The Premium for Station Proximity
Research consistently shows that properties near MTR stations command significant premiums:
- Within 200m: 15-20% premium over comparable properties
- 200-500m: 10-15% premium
- 500m-1km: 5-10% premium
- Beyond 1km: Minimal premium
MTR Lines Analysis
| Line | Key Areas | Property Character | Investment Outlook |
|---|---|---|---|
| Island Line | Central, Admiralty, Causeway Bay | Premium commercial & residential | Stable, mature market |
| Tseung Kwan O Line | TKO, LOHAS Park | New developments, families | Growing, good value |
| Tuen Ma Line | Kai Tak, Hin Keng | Mixed new developments | High growth potential |
| East Rail Line | Sha Tin, Tai Po | Established communities | Stable with cross-border boost |
| South Island Line | Wong Chuk Hang, Ocean Park | Emerging residential | Transforming area |
MTR Corporation Developments
MTR Corporation is one of Hong Kong's largest property developers, using the "Rail + Property" model. Their developments typically feature:
- Direct connection to MTR stations
- Integrated shopping malls
- High-quality construction standards
- Strong brand recognition
- LOHAS Park: Massive development at the end of Tseung Kwan O Line
- The Cullinan: Luxury development above Kowloon Station
- AIRSIDE: New development at Kai Tak
- The SOUTHSIDE: Wong Chuk Hang transformation
Future Rail Extensions
Several planned rail extensions offer investment opportunities:
Northern Link
Connecting Kam Sheung Road to Kwu Tung, this line will serve the Northern Metropolis development. Properties in Yuen Long and Tin Shui Wai may benefit from improved connectivity.
Tung Chung Line Extension
New stations at Tung Chung East and Tung Chung West will open up new residential areas near the airport.
East Kowloon Line
A proposed line serving Kwun Tong and Kowloon Bay could boost property values in these industrial-to-residential conversion areas.
Investment Strategies
Strategy 1: Buy Before the Station Opens
Properties near planned stations often appreciate significantly once construction is confirmed. The key is to buy early when prices haven't fully reflected the future infrastructure.

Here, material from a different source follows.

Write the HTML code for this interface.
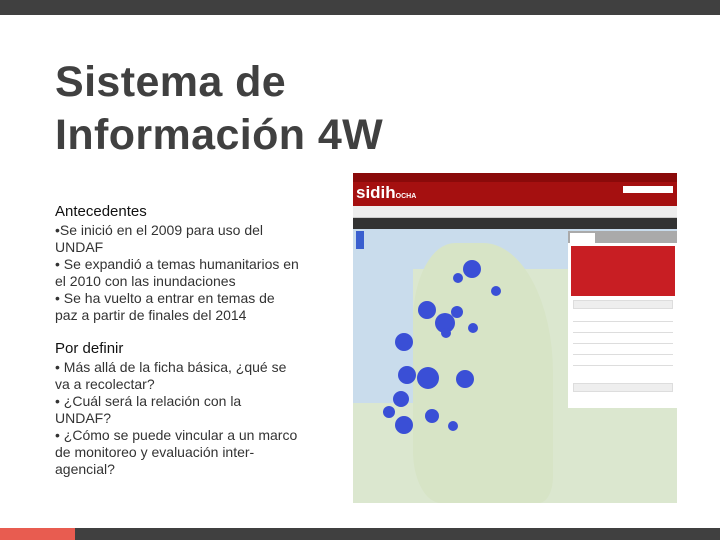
<!DOCTYPE html>
<html><head><meta charset="utf-8"><style>
*{margin:0;padding:0;box-sizing:border-box}
body{width:720px;height:540px;position:relative;background:#fff;font-family:"Liberation Sans",sans-serif;overflow:hidden}
.top{position:absolute;left:0;top:0;width:720px;height:15px;background:#404040}
.bot{position:absolute;left:0;top:528px;width:720px;height:12px;background:#404040}
.bot i{position:absolute;left:0;top:0;width:75px;height:12px;background:#e85c50}
h1{position:absolute;left:55px;top:56px;font-size:43px;line-height:53px;font-weight:bold;color:#404040;letter-spacing:0.4px}
.txt{position:absolute;left:55px;color:#333;font-size:14px;line-height:17px;width:246px}
.txt b{font-weight:normal;font-size:15px;color:#111;display:block;margin-bottom:2px}
.shot{position:absolute;left:353px;top:173px;width:324px;height:330px;background:#dbe7cf;overflow:hidden}
.c{position:absolute;border-radius:50%;background:#3a4fd6;color:#fff;font-size:5px;text-align:center}
</style></head><body>
<div class="top"></div>
<h1>Sistema de<br>Información 4W</h1>
<div class="txt" style="top:203px"><b>Antecedentes</b>•Se inició en el 2009 para uso del UNDAF<br>• Se expandió a temas humanitarios en el 2010 con las inundaciones<br>• Se ha vuelto a entrar en temas de paz a partir de finales del 2014</div>
<div class="txt" style="top:340px"><b>Por definir</b>• Más allá de la ficha básica, ¿qué se va a recolectar?<br>• ¿Cuál será la relación con la UNDAF?<br>• ¿Cómo se puede vincular a un marco de monitoreo y evaluación inter-agencial?</div>
<div class="shot">
 <div style="position:absolute;left:0;top:0;width:324px;height:9px;background:#8a0a0a"></div>
 <div style="position:absolute;left:0;top:9px;width:324px;height:24px;background:#a51010;color:#fff;font-size:17px;font-weight:bold;padding-left:3px;line-height:22px">sidih<span style="font-size:7px">OCHA</span></div>
 <div style="position:absolute;left:270px;top:13px;width:50px;height:7px;background:#fff"></div>
 <div style="position:absolute;left:0;top:33px;width:324px;height:12px;background:#eee;border-bottom:1px solid #ccc"></div>
 <div style="position:absolute;left:0;top:45px;width:324px;height:11px;background:#333"></div>
 <div style="position:absolute;left:0;top:56px;width:324px;height:40px;background:#c9dcec"></div>
 <div style="position:absolute;left:0;top:56px;width:60px;height:274px;background:#c9dcec"></div>
 <div style="position:absolute;left:0;top:230px;width:60px;height:100px;background:#dbe7cf"></div>
 <div style="position:absolute;left:60px;top:70px;width:140px;height:260px;background:#d7e4c6;border-radius:30% 50% 10% 20%"></div>
 <div style="position:absolute;left:3px;top:58px;width:8px;height:18px;background:#3a5fcf"></div>
 <div class="c" style="left:110px;top:87px;width:18px;height:18px"></div>
 <div class="c" style="left:65px;top:128px;width:18px;height:18px"></div>
 <div class="c" style="left:82px;top:140px;width:20px;height:20px"></div>
 <div class="c" style="left:42px;top:160px;width:18px;height:18px"></div>
 <div class="c" style="left:45px;top:193px;width:18px;height:18px"></div>
 <div class="c" style="left:64px;top:194px;width:22px;height:22px"></div>
 <div class="c" style="left:103px;top:197px;width:18px;height:18px"></div>
 <div class="c" style="left:40px;top:218px;width:16px;height:16px"></div>
 <div class="c" style="left:42px;top:243px;width:18px;height:18px"></div>
 <div class="c" style="left:30px;top:233px;width:12px;height:12px"></div>
 <div class="c" style="left:72px;top:236px;width:14px;height:14px"></div>
 <div class="c" style="left:98px;top:133px;width:12px;height:12px"></div>
 <div class="c" style="left:88px;top:155px;width:10px;height:10px"></div>
 <div class="c" style="left:115px;top:150px;width:10px;height:10px"></div>
 <div class="c" style="left:138px;top:113px;width:10px;height:10px"></div>
 <div class="c" style="left:100px;top:100px;width:10px;height:10px"></div>
 <div class="c" style="left:95px;top:248px;width:10px;height:10px"></div>
 <div style="position:absolute;left:215px;top:58px;width:109px;height:12px;background:#aaa"></div>
 <div style="position:absolute;left:217px;top:60px;width:25px;height:10px;background:#fff"></div>
 <div style="position:absolute;left:215px;top:70px;width:109px;height:135px;background:#fff"></div>
 <div style="position:absolute;left:218px;top:73px;width:104px;height:50px;background:#c81e23"></div>
 <div style="position:absolute;left:220px;top:127px;width:100px;height:9px;background:#eee;border:1px solid #ddd"></div>
 <div style="position:absolute;left:220px;top:138px;width:100px;height:65px;background:repeating-linear-gradient(#fff 0 10px,#ddd 10px 11px)"></div>
 <div style="position:absolute;left:215px;top:205px;width:109px;height:30px;background:#fff"></div>
 <div style="position:absolute;left:220px;top:210px;width:100px;height:9px;background:#eee;border:1px solid #ddd"></div>
</div>
<div class="bot"><i></i></div>
</body></html>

- Research government rail plans and timelines
- Look for properties within 500m of planned stations
- Be prepared for a 5-10 year investment horizon
Strategy 2: Focus on Interchange Stations
Properties near interchange stations (where multiple lines meet) command higher premiums due to superior connectivity. Examples include:
- Admiralty (4 lines)
- Kowloon Tong (2 lines)
- Nam Cheong (2 lines)
- Tai Wai (2 lines)
Strategy 3: MTR-Developed Properties
Consider properties developed by MTR Corporation. While they may carry a premium, they typically offer:
- Better resale value
- Higher rental demand
- Superior building management
- Integrated amenities
Conclusion
MTR connectivity remains one of the most reliable value drivers in Hong Kong's property market. Whether you're buying for self-use or investment, understanding the MTR effect can help you make better decisions. Keep an eye on future rail developments and consider how improved connectivity might transform emerging neighborhoods.